On a personal level I could not have chosen a more poignant time to attend this festival that runs under the common theme of Metamorphosis. Whoever decided that this was going to be the case deserves a medal for that is exactly what attending this festival, in particular, forces one to do. There is no way but to be affected after listening to the likes of John McCarthy, author of 'You Can't Hide the Sun', talk about compassion, understanding the other, and forgiveness; this from a man who was robbed of five years of his life, held hostage in Beirut, not knowing whether he will be killed or spared. As the likes of Raja Shehadeh, a soft-spoken Palestinian and author of several books, struggling on a daily basis with the indignities of daily life that is forced upon him and his countrymen under Israeli occupation. These two men prove that anger need not only 'metamorphose' to bitterness but that it can be channelled to serve a higher purpose, a greater cause that better serves and builds a resilient, brave and ultimately more humanised existence.
And then there was girl-next-door author Jojo Moyes, best known for her tear-jerker of a book 'Me before You', with her vibrant animated talk about making it back from the brink and sharing the news that only a few hours ago she'd received confirmation that her latest book 'One Plus One' had hit #1 on the Sunday Times bestseller list. She openly discussed how as a writer although you are changing and adapting whether to publisher's demands or needs of the market one has to remain faithful to one's 'true voice', to put onto paper the story 'that is there in the forefront of your mind for no other will work'. Change is inevitable for a writer because audiences change too and she was honest in her account about the miserable days of pre-fame when she struggled to make it into the literary world, succeeding for a while only to be knocked down and then shooting to fame thanks to the Richard Madeley and Judy Finnigan's book club. She did offer up a plethora of anecdotes that kept us well entertained and a confession thrown in for good measure about 'missing journalism so much for the first 18 months' that she 'needed counselling'.
Speaking of Judy Finnigan, let me tell you that sitting in on her session 'From Sofa to Author' was my favourite of the day. There is a certain vulnerability to Judy and yet I have always felt that there is a fierceness of character and more strength and determination than she lets on. It was lovely to see her on the podium, briefly emerging from husband Richard's shadow, who was still present in the audience though, and listen to her talk about her novel 'Eloise' that, according to her, was inspired after the death of her very dear friend, Karen Keiting. There was not a dry eye in the house and not a soul unchanged by Judy's narration of the experience that will cement the memory of her friend in the minds of all. Writing the novel was her way to prove 'that good things can come out of the most tragic of events'. But after the tears came laughter as she regaled us with stories about her children who she said jokingly 'never leave do they?' and how becoming a grandmother has brought out the 'tribal' in her. Oh, ever the bookclub enthusiast, she did slip in a recommendation to read Joseph O'Connor's book 'Star of the Sea'. Judy is currently working on a new thriller that takes place on St. George's Island about a woman who loses her son in a sailing accident.

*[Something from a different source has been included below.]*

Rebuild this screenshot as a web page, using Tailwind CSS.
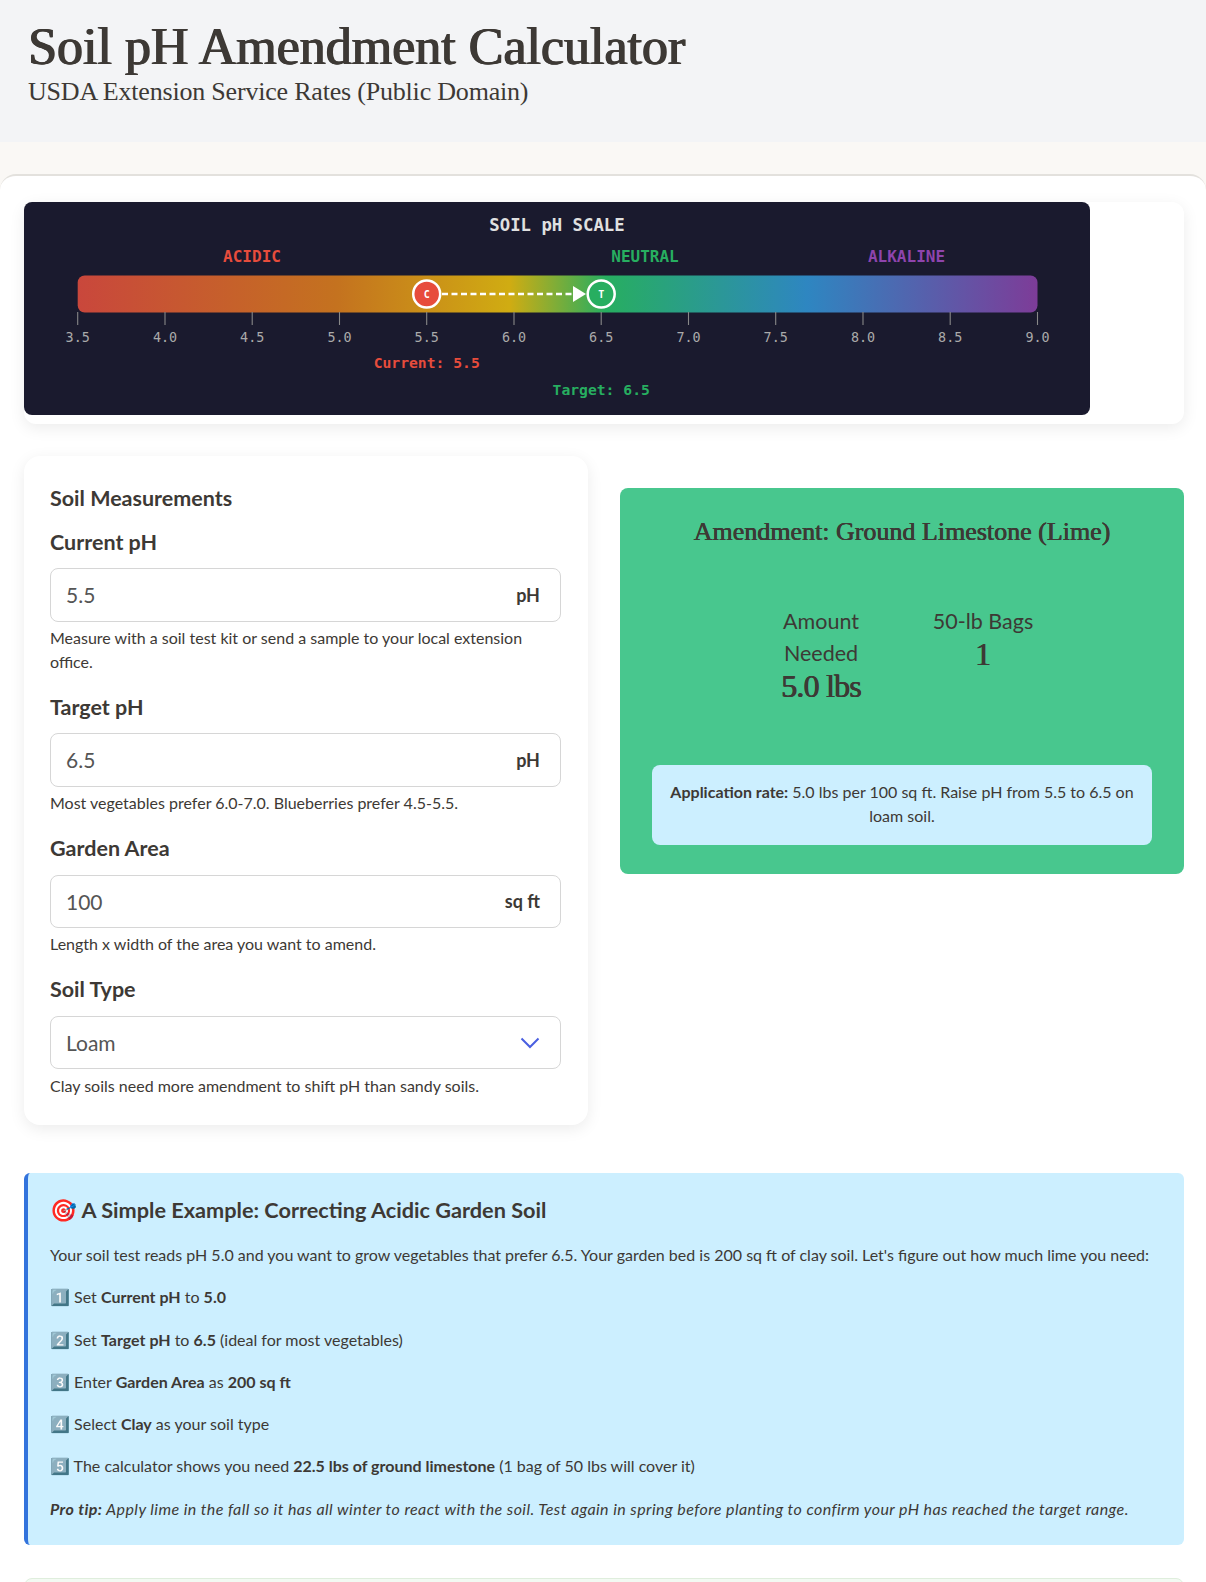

I did sit in for Arabic sessions as well. My favourite was Mohammed Acchaari, winner of the 2011 International Prize for Arabic Fiction (IPAF), for his novel 'The Arch and the Butterfly'. This fantastic, mild-mannered Moroccan author has a lot to say but unfortunately had little time to say it in being part of a panel of three in a one-hour session moderated by IPAF trustee Professor Yasir Suleiman. His views on the current state of Arabic literature are poignant; In my opinion he is a modernist and a reformer and I look forward to more chances where he is a speaker. Present on the panel with him was author Abdo Khal, winner of the 2010 IPAF for his highly controversial novel 'Throwing Sparks' which is now published in English. The panel was also shared with the 2012 IPAF winner, Saud Sanoussi, author of 'Bamboo Shoots' which has yet to be published in English.
So many more sessions to write about, but for fear of making this post too long, I will mention them in brief here and return to commenting on them in posts along the week. Author Alia Mamdouh's session entitled 'A Life in Writing', moderated by Professor Ibrahim Suleiman stood out for me and is one I will definitely return to next week. Charismatic 'Ibrahim Nasrallah', author of 'Time of White Horses', John Boyne, author who wrote 'The Boy in the Striped Pyjamas' discussed his new novel 'Stay Where You Are and then Leave' aimed at young readers shared a lot of insightful details into the life of authors and their struggle to come up with ideas for their books. A Charlie Chaplin die-hard fan, he was highly entertaining to listen to and he offered up some great advice for the young audience attending the session.
So, that's it for the first day folks, tomorrow there is always more.